This is it. This is the BIG ONE. I've had other holy grails, but this is the one that forever remained a pie in the sky that was way too high. Other, vastly inferior scores enjoyed release after release. Bootlegs abounded, but in horrific sound quality, featuring tape hiss you couldn't cut through with a chainsaw and a ground hum so loud you may as well be using a chainsaw. For the longest time, one of my all-time favorite film scores was one that I would rarely listen to because the existing MCA CD, a reissue of the LP, was woefully inadequate as a representation of the score and because the sources for any additional music were so bad that they were damn near unlistenable.

Alex North's take on the Roman epic has the same scope as anything by Dimitri Tiomkin, Miklós Rózsa, Franz Waxman or Alfred Newman, but it is written in his personal style, steeped in 20th Century American modernism. As a result, Spartacus is pretty sonically unique among the great Hollywood epics (North would return to the genre for his outstanding, but very different, score for Joseph Mankiewicz's Cleopatra), but no less emotional and engaging or all that. Indeed, the love theme which was heard to schmaltzy excess on the original LP, serves as a stark contrast to much of the uncompromising and often brutal music that graces much of the film.
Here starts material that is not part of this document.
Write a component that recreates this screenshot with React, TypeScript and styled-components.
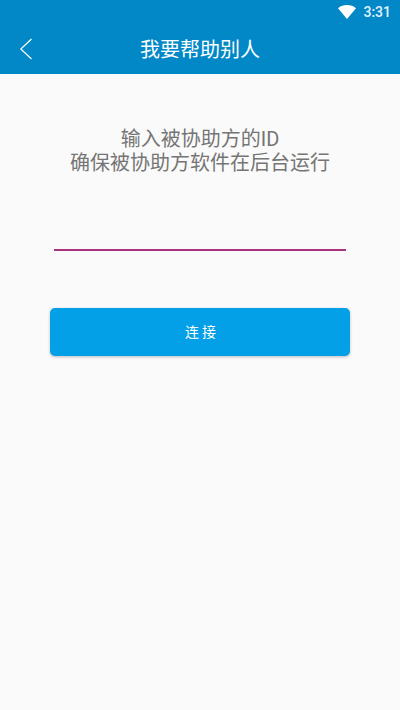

I've waited for a decent-sounding, legal release of the complete score for Spartacus for most of my life. When it finally arrived from Varèse Sarabande, it was as a gargantuan special edition box set, celebrating the 50th anniversary of Spartacus, the 100th birthday of the late Alex North and the 1000th CD release executive producer Robert Townson was involved in. The naysayers have a point about the pricetag; I agree that a more modest edition with only the first four discs would have satisfied most, especially in the current economy, but somewhere deep inside of me, there is a voice in full agreement with Townson that anything less would have been an insult by this point.

So what we have here of the actual Spartacus score is one disc of the stereo tracks that were prepared for a prospective double LP which feature the relevant album edits (the soundtrack album was eventually pared down to a single LP for the final release), two of the complete score properly edited in good-sounding monaural sound, another disc of outtakes, alternates and preliminary recordings. The stereo disc is okay, but the monaural set is where the real gold is. The music just draws you in and leads so fluidly into the next scene; the score needs no abridgment to engage (a quality I personally find it to have in common with many of Alex North's scores, including the aforementioned Cleopatra) and the mono sound is mostly crisp (there are a few spotty moments here and there, but they're fleeting). I'll admit to having heard some of the unmentionables that had been floating around out there, and I always felt that you had to fight through the noise to hear the music. This presentation, properly annotated and edited is fantastic. The clarity emphasizes the transparent quality of North's orchestrations despite the inherent complexity of the music itself, as discussed in the hefty book.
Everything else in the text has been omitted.